### Problem to solve
Write out each line word for word. Drop pictures.

### Collected material

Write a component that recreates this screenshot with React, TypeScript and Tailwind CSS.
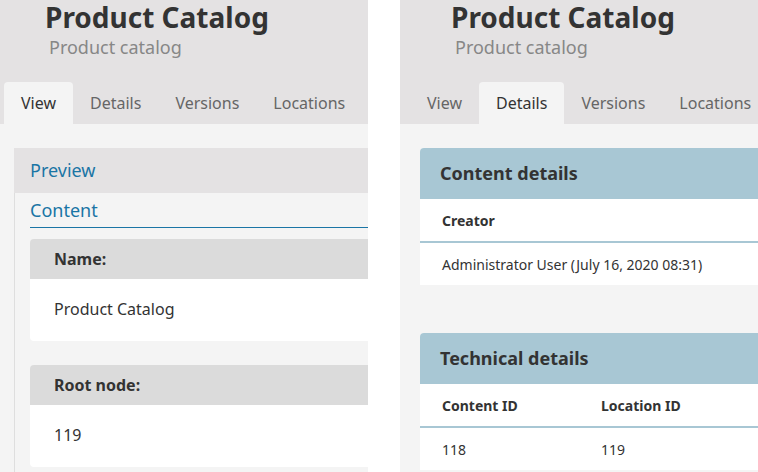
import React from 'react';

const font = { fontFamily: '"Noto Sans", "Open Sans", sans-serif' };

const tabs = ['View', 'Details', 'Versions', 'Locations'];

function Header({ active }: { active: string }) {
  return (
    <div className="bg-[#e4e2e3]">
      <div className="pl-[45px] h-[82px]">
        <h1 className="text-[28px] leading-[34px] font-bold text-[#333]">Product Catalog</h1>
        <p className="mt-[1px] pl-[4px] text-[18px] leading-[24px] text-[#878787]">Product catalog</p>
      </div>
      <div className="flex pl-[4px] h-[42px]">
        {tabs.map(t => (
          <div
            key={t}
            className={`px-[17px] h-[42px] leading-[42px] text-[16px] whitespace-nowrap rounded-t-[4px] ${t === active ? 'bg-[#f4f4f4] text-[#333]' : 'text-[#666]'}`}
          >
            {t}
          </div>
        ))}
      </div>
    </div>
  );
}

function FieldCard({ label, value }: { label: string; value: string }) {
  return (
    <div className="rounded-[4px] overflow-hidden">
      <div className="h-[40px] leading-[40px] bg-[#dbdbdb] px-6 text-[16px] font-bold text-[#333]">{label}</div>
      <div className="h-[62px] leading-[60px] bg-white px-6 text-[16px] text-[#333]">{value}</div>
    </div>
  );
}

function ViewPanel() {
  return (
    <div className="w-[368px] shrink-0 overflow-hidden h-full flex flex-col">
      <div className="w-[560px]">
        <Header active="View" />
      </div>
      <div className="flex-1 bg-[#f4f4f4] pt-6 pl-[14px] w-[560px]">
        <div className="h-[45px] leading-[45px] bg-[#e4e2e3] px-4 text-[18px] text-[#1a75a5]">Preview</div>
        <div className="border-l border-[#dedede] pl-[15px] h-full">
          <div className="h-[35px] leading-[35px] text-[18px] text-[#1a75a5] border-b border-[#1a75a5]">Content</div>
          <div className="pt-[11px] flex flex-col gap-6">
            <FieldCard label="Name:" value="Product Catalog" />
            <FieldCard label="Root node:" value="119" />
          </div>
        </div>
      </div>
    </div>
  );
}

function DetailsCard({ title, cols, values }: { title: string; cols: string[]; values: string[] }) {
  return (
    <div className="bg-white rounded-t-[4px] overflow-hidden">
      <div className="h-[51px] leading-[51px] bg-[#a8c7d4] px-5 text-[18px] font-bold text-[#333]">{title}</div>
      <div className="flex h-[44px] items-center border-b-2 border-[#a8c7d4] px-[22px] text-[14px] font-bold text-[#333]">
        {cols.map(c => (
          <div key={c} className="w-[159px] whitespace-nowrap">{c}</div>
        ))}
      </div>
      <div className="flex h-[42px] items-center px-[22px] text-[14px] text-[#333]">
        {values.map(v => (
          <div key={v} className="w-[159px] whitespace-nowrap">{v}</div>
        ))}
      </div>
    </div>
  );
}

function DetailsPanel() {
  return (
    <div className="flex-1 overflow-hidden h-full flex flex-col">
      <div className="w-[560px] bg-[#e4e2e3] pl-[6px]">
        <Header active="Details" />
      </div>
      <div className="flex-1 bg-[#f4f4f4] pt-6 pl-[20px] w-[560px] flex flex-col gap-12">
        <DetailsCard title="Content details" cols={['Creator']} values={['Administrator User (July 16, 2020 08:31)']} />
        <DetailsCard title="Technical details" cols={['Content ID', 'Location ID']} values={['118', '119']} />
      </div>
    </div>
  );
}

export default function App() {
  return (
    <div className="w-[758px] h-[472px] overflow-hidden bg-white flex gap-[32px]" style={font}>
      <ViewPanel />
      <DetailsPanel />
    </div>
  );
}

### Solution below
Write a component that recreates this screenshot with React, TypeScript and Tailwind CSS.
import React from 'react';

const font = { fontFamily: '"Noto Sans", "Open Sans", sans-serif' };

const tabs = ['View', 'Details', 'Versions', 'Locations'];

function Header({ active }: { active: string }) {
  return (
    <div className="bg-[#e4e2e3]">
      <div className="pl-[45px] h-[82px]">
        <h1 className="text-[28px] leading-[34px] font-bold text-[#333]">Product Catalog</h1>
        <p className="mt-[1px] pl-[4px] text-[18px] leading-[24px] text-[#878787]">Product catalog</p>
      </div>
      <div className="flex pl-[4px] h-[42px]">
        {tabs.map(t => (
          <div
            key={t}
            className={`px-[17px] h-[42px] leading-[42px] text-[16px] whitespace-nowrap rounded-t-[4px] ${t === active ? 'bg-[#f4f4f4] text-[#333]' : 'text-[#666]'}`}
          >
            {t}
          </div>
        ))}
      </div>
    </div>
  );
}

function FieldCard({ label, value }: { label: string; value: string }) {
  return (
    <div className="rounded-[4px] overflow-hidden">
      <div className="h-[40px] leading-[40px] bg-[#dbdbdb] px-6 text-[16px] font-bold text-[#333]">{label}</div>
      <div className="h-[62px] leading-[60px] bg-white px-6 text-[16px] text-[#333]">{value}</div>
    </div>
  );
}

function ViewPanel() {
  return (
    <div className="w-[368px] shrink-0 overflow-hidden h-full flex flex-col">
      <div className="w-[560px]">
        <Header active="View" />
      </div>
      <div className="flex-1 bg-[#f4f4f4] pt-6 pl-[14px] w-[560px]">
        <div className="h-[45px] leading-[45px] bg-[#e4e2e3] px-4 text-[18px] text-[#1a75a5]">Preview</div>
        <div className="border-l border-[#dedede] pl-[15px] h-full">
          <div className="h-[35px] leading-[35px] text-[18px] text-[#1a75a5] border-b border-[#1a75a5]">Content</div>
          <div className="pt-[11px] flex flex-col gap-6">
            <FieldCard label="Name:" value="Product Catalog" />
            <FieldCard label="Root node:" value="119" />
          </div>
        </div>
      </div>
    </div>
  );
}

function DetailsCard({ title, cols, values }: { title: string; cols: string[]; values: string[] }) {
  return (
    <div className="bg-white rounded-t-[4px] overflow-hidden">
      <div className="h-[51px] leading-[51px] bg-[#a8c7d4] px-5 text-[18px] font-bold text-[#333]">{title}</div>
      <div className="flex h-[44px] items-center border-b-2 border-[#a8c7d4] px-[22px] text-[14px] font-bold text-[#333]">
        {cols.map(c => (
          <div key={c} className="w-[159px] whitespace-nowrap">{c}</div>
        ))}
      </div>
      <div className="flex h-[42px] items-center px-[22px] text-[14px] text-[#333]">
        {values.map(v => (
          <div key={v} className="w-[159px] whitespace-nowrap">{v}</div>
        ))}
      </div>
    </div>
  );
}

function DetailsPanel() {
  return (
    <div className="flex-1 overflow-hidden h-full flex flex-col">
      <div className="w-[560px] bg-[#e4e2e3] pl-[6px]">
        <Header active="Details" />
      </div>
      <div className="flex-1 bg-[#f4f4f4] pt-6 pl-[20px] w-[560px] flex flex-col gap-12">
        <DetailsCard title="Content details" cols={['Creator']} values={['Administrator User (July 16, 2020 08:31)']} />
        <DetailsCard title="Technical details" cols={['Content ID', 'Location ID']} values={['118', '119']} />
      </div>
    </div>
  );
}

export default function App() {
  return (
    <div className="w-[758px] h-[472px] overflow-hidden bg-white flex gap-[32px]" style={font}>
      <ViewPanel />
      <DetailsPanel />
    </div>
  );
}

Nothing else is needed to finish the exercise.